The Dollar Index has eased from its bullish trend from the previous session but remains in an uptrend trajectory. The RSI has dropped out of the overbought zone while the MACD is on the brink of crossing at the above, suggesting the bullish momentum is easing slightly.
Resistance level: 105.70, 107.05
Support level: 104.60, 103.80
Gold prices found support around the $1993 level after breaking below the critical psychological threshold of $2000. The market experienced a shift in risk sentiment, driven by heightened geopolitical uncertainty in the Middle East. The Israeli Prime Minister’s decision to halt ceasefire talks with Hamas contributed to a positive outlook for gold prices.
Gold prices eased by more than 1.3% in the previous session, but the bearish momentum eased after the gold prices approached their crucial support level at the $2000 mark. The RSI remains hovering in the oversold zone, while the MACD moving lower suggests the bearish momentum remains strong.

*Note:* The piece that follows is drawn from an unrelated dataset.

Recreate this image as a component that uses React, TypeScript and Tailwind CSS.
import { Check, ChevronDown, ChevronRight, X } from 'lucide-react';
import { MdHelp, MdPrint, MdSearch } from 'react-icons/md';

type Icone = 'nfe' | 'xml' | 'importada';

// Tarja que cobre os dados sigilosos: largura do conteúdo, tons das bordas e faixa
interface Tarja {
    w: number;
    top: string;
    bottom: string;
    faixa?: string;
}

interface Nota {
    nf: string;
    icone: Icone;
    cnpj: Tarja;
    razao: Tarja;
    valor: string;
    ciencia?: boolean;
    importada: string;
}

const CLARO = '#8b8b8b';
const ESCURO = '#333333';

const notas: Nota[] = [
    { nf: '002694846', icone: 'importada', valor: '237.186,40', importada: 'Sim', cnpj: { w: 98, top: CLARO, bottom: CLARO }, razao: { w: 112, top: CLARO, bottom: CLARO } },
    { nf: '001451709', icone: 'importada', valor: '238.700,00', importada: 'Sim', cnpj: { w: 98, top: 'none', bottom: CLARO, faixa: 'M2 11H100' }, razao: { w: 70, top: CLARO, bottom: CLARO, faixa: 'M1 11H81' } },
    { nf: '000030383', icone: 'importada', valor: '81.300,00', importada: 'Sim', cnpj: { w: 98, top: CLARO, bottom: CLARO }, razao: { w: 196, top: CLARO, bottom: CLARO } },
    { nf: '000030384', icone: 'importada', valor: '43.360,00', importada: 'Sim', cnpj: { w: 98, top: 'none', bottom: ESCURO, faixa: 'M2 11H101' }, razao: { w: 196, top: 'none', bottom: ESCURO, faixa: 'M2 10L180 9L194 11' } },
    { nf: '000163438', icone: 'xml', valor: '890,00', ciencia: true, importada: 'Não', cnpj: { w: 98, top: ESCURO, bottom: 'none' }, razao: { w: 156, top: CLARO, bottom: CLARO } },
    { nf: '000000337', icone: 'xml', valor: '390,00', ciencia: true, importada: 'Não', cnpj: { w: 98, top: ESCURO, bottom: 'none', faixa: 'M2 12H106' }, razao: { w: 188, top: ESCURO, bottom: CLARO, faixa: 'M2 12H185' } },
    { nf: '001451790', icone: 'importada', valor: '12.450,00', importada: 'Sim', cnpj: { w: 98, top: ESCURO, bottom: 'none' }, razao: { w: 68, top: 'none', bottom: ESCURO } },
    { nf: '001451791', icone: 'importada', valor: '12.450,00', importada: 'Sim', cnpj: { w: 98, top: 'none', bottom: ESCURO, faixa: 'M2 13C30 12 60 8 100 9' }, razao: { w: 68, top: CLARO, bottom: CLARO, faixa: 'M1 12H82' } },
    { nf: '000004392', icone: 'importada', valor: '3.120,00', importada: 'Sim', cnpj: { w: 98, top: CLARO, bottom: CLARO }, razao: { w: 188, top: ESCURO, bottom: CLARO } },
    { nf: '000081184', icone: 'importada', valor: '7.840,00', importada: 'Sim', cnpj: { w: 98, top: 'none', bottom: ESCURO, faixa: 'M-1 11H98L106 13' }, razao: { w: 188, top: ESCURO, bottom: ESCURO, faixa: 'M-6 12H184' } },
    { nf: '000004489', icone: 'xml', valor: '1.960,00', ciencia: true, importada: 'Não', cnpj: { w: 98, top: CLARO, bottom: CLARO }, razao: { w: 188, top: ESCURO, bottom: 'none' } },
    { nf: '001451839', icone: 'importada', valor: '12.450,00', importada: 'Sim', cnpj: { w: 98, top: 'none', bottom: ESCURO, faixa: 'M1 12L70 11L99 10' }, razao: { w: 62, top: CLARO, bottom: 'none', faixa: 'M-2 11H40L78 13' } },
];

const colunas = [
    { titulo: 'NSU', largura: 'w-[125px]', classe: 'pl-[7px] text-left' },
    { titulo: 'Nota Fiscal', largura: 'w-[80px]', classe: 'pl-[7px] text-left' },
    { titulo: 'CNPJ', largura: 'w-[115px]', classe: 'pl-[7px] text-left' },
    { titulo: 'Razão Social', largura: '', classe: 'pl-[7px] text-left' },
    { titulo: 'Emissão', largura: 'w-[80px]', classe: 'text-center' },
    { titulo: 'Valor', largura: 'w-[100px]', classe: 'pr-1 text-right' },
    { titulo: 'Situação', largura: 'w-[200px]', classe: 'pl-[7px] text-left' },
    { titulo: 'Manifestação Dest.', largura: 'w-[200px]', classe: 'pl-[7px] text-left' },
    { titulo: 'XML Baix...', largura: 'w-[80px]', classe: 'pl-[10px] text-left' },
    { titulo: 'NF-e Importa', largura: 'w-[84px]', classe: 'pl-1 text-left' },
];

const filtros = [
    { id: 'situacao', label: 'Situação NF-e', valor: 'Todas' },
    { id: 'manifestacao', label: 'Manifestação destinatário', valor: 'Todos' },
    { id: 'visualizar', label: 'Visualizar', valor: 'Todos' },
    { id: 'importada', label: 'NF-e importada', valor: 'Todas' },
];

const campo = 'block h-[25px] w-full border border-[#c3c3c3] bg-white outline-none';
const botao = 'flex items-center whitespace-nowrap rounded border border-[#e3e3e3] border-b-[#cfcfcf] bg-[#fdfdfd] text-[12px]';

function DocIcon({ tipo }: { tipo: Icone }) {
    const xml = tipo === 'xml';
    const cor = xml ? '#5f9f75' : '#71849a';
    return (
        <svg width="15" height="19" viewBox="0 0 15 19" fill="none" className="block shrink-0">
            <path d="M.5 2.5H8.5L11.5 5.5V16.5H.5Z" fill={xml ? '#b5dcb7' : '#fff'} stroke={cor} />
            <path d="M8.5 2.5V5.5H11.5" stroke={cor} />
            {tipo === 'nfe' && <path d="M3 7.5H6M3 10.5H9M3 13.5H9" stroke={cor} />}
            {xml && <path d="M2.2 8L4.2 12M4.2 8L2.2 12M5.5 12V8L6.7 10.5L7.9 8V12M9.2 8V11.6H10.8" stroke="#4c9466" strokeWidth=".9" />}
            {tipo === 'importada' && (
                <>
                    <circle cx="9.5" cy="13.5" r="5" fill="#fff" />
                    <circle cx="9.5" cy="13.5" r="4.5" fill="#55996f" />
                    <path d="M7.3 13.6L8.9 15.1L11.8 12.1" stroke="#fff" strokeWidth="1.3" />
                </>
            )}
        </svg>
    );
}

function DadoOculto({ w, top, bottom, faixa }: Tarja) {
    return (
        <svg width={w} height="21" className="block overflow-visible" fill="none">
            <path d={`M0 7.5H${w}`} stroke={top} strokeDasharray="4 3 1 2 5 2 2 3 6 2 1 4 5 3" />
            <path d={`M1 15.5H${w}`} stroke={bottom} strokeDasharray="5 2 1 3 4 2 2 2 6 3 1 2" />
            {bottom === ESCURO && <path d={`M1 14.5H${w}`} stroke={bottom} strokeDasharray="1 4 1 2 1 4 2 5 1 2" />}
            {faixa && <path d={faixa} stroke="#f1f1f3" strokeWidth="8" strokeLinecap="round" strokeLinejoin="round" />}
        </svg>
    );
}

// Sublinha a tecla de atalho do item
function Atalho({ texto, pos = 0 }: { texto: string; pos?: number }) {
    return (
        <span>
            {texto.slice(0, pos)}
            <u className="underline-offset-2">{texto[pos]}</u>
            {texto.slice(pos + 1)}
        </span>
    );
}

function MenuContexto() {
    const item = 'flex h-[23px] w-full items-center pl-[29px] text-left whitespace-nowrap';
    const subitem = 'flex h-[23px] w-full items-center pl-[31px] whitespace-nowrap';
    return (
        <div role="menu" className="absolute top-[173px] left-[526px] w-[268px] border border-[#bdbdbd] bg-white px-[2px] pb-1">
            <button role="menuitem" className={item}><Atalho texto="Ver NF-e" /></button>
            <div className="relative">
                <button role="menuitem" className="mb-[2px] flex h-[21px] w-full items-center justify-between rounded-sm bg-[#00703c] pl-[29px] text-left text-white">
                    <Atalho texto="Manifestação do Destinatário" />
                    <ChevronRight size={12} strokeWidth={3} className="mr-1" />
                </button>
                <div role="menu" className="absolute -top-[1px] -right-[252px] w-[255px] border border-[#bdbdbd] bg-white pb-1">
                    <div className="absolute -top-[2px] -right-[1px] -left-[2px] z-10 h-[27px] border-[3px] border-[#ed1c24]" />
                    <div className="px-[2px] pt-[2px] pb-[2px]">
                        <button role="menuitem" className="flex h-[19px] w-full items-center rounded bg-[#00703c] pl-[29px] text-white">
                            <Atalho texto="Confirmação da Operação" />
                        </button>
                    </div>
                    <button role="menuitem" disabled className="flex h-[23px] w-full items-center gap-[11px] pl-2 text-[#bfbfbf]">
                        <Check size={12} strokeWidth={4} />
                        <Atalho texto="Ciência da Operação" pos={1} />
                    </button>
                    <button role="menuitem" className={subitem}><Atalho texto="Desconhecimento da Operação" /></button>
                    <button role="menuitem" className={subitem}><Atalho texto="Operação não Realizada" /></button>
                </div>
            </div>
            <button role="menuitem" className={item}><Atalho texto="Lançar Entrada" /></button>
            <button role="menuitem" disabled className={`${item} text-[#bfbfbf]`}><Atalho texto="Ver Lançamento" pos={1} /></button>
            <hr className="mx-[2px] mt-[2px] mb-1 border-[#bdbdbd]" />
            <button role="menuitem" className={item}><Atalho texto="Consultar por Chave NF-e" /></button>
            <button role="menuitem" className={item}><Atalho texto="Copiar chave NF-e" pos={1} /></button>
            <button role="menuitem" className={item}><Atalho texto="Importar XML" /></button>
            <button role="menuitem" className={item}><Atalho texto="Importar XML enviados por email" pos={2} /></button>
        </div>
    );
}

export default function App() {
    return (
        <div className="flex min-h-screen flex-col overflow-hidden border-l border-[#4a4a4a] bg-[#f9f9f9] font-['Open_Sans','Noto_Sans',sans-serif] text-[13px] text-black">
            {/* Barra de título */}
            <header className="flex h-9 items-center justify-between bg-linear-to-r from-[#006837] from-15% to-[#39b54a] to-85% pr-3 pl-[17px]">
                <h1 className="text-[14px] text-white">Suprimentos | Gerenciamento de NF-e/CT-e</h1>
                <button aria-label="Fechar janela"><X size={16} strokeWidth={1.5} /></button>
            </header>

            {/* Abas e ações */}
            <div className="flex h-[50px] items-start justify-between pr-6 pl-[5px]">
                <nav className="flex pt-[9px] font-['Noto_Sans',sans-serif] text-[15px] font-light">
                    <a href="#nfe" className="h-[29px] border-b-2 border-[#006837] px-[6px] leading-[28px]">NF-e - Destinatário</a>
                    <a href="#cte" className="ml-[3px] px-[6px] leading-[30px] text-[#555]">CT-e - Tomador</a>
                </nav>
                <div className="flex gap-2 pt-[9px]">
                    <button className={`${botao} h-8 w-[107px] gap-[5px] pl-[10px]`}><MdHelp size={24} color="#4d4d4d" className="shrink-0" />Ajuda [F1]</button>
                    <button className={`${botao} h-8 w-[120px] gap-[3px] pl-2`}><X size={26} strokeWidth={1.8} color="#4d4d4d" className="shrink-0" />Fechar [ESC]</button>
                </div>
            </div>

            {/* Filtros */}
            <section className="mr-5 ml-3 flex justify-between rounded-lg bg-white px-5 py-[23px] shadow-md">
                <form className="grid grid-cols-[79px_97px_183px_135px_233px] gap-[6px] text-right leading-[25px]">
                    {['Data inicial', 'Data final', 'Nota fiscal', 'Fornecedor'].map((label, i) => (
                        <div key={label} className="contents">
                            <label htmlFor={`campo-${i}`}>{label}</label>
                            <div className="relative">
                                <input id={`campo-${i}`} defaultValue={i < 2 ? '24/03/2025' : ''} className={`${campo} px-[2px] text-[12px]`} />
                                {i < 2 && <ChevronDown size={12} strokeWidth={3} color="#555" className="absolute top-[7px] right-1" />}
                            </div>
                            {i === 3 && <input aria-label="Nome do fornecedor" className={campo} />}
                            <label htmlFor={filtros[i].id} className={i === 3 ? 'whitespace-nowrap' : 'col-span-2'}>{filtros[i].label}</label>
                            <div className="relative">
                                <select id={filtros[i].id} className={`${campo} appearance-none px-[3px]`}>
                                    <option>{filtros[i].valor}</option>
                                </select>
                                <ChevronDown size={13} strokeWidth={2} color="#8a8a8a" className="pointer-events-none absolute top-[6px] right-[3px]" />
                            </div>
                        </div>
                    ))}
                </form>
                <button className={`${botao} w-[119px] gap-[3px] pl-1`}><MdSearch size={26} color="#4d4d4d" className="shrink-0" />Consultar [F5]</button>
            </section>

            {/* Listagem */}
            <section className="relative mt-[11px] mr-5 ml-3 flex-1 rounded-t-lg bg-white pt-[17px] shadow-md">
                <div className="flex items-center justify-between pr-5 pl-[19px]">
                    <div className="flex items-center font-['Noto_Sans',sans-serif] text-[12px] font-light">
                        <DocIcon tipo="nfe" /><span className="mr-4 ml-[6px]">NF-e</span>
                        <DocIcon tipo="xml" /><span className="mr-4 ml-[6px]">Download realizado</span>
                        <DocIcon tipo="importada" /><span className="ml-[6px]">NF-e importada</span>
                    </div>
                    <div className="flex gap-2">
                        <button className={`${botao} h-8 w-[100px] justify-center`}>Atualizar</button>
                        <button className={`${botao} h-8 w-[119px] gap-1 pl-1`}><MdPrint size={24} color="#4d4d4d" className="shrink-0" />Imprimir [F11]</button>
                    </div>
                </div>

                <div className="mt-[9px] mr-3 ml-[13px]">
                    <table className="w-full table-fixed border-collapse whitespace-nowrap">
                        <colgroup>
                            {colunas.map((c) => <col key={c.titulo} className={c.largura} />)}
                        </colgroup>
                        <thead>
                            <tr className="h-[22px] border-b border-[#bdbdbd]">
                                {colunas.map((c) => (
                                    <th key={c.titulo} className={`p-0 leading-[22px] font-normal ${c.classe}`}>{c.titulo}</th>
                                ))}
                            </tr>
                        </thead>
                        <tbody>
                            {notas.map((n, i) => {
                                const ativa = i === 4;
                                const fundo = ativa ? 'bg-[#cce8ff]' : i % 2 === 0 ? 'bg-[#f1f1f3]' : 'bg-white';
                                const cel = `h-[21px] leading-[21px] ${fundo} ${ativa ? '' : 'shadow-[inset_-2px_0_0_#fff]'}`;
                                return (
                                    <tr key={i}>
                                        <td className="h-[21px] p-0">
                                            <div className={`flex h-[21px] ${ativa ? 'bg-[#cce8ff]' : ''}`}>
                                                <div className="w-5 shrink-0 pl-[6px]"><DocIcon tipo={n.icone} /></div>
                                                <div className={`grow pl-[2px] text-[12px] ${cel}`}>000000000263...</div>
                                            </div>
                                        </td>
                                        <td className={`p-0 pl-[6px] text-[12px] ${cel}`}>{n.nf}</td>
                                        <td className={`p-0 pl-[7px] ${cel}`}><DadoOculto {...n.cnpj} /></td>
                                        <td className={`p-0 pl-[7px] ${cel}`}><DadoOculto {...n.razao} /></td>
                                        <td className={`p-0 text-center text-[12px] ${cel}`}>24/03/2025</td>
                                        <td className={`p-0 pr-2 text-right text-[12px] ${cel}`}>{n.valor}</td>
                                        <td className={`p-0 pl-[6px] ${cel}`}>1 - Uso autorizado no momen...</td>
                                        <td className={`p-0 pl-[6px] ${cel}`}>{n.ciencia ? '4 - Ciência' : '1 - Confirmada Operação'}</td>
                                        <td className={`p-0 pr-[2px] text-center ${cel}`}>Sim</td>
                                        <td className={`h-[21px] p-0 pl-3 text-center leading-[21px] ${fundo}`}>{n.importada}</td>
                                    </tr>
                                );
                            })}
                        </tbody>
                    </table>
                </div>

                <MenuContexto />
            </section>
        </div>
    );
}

Resistance level: 2020.00, 2050.00
Support level: 1968.00, 1933.00
The GBP/USD currency pair is presently navigating within a broad price consolidation range, finding support around the 1.2530 levels. The pair’s movement is currently influenced by several economic factors, including upcoming key data releases. Among these, the UK’s Gross Domestic Product (GDP) data and the U.S. Retail Sales figures, both scheduled for today, are anticipated to exert a direct impact on the pair.
GBPUSD remains trading in a bearish momentum but is currently supported at 1.2530 levels. The RSI hovering in the lower zone while the MACD failed to break above the zero line suggests the pair remain trading with bearish momentum.
Resistance level: 1.2635, 1.2710
Support level:1.2530, 1.2435
The EUR/USD pair is persistently characterised by a bearish trend, having descended to its lowest levels since last November. The Eurozone’s Gross Domestic Product (GDP) was released yesterday meeting market expectations at 0.1%, adding that the easing of the U.S. dollar allowed the pair to register a minor technical rebound in the preceding session.
EUR/USD is trading with strong bearish momentum despite recording a minor technical rebound yesterday. The RSI remains in the lower zone while the MACD remains flowing below the zero line, suggesting the pair is trading with strong bearish momentum.
Resistance level: 1.0775, 1.0865
Support level: 1.0700, 1.0630
The Australian dollar experienced a technical rebound, primarily attributed to the easing of the U.S. dollar’s bullish momentum. However, the Australian job data presented a contrasting picture, revealing a downbeat scenario. The unemployment rate in Australia climbed above 4%, marking the first instance since March 2022. This development has exerted pressure on the Australian dollar, raising concerns that the Reserve Bank of Australia (RBA) might contemplate a rate cut as a preventative measure to mitigate the risk of an economic recession.
The pair continue to trade in a bearish trajectory despite having a technical rebound in the last session. The RSI remains flowing in the lower region while the MACD hovering below the zero line suggests the pair remain trading with bearish momentum.
Resistance level: 0.6535, 0.6617
Support level: 0.6410, 0.6300
The USD/JPY pair has surpassed a significant threshold, breaking above the crucial level of 150. This upward movement is attributed to the ongoing strength of the U.S. dollar, coupled with lacklustre economic data from Japan, which has impeded the strength of the Yen. The breach of the critical 150 mark has triggered market speculation about potential intervention by Japanese authorities to bolster the Yen. Such intervention could lead to a reversal in the pair, causing a decline as authorities attempt to influence the currency’s value.
The pair has eased from its bullish momentum after breaking above its crucial level at 150. The RSI dropped out from the overbought zone but remained at a higher level, while the MACD formed a higher high, suggesting the bullish momentum remains strong.
Resistance level: 151.85, 154.90
Support level: 149.50, 147.60
Oil prices encountered formidable resistance at the $78 mark, and the bearish momentum intensified with the emergence of a new negative factor. The impact of the strengthened dollar, which had already exerted pressure on oil prices in the previous session, was further exacerbated by a substantial increase in U.S. stockpiles. The latest data reveals a significant rise to more than 12 million barrels, marking a stark contrast to the previous reading of 5.5 million barrels. This unexpected surge in stockpiles has added to the downward pressure on oil prices.
Oil prices retraced their bullish momentum and faced strong resistance at the 78.65 level. The RSI eased sharply from near the overbought zone while the MACD has also eased from the above, suggesting the bullish momentum has declined.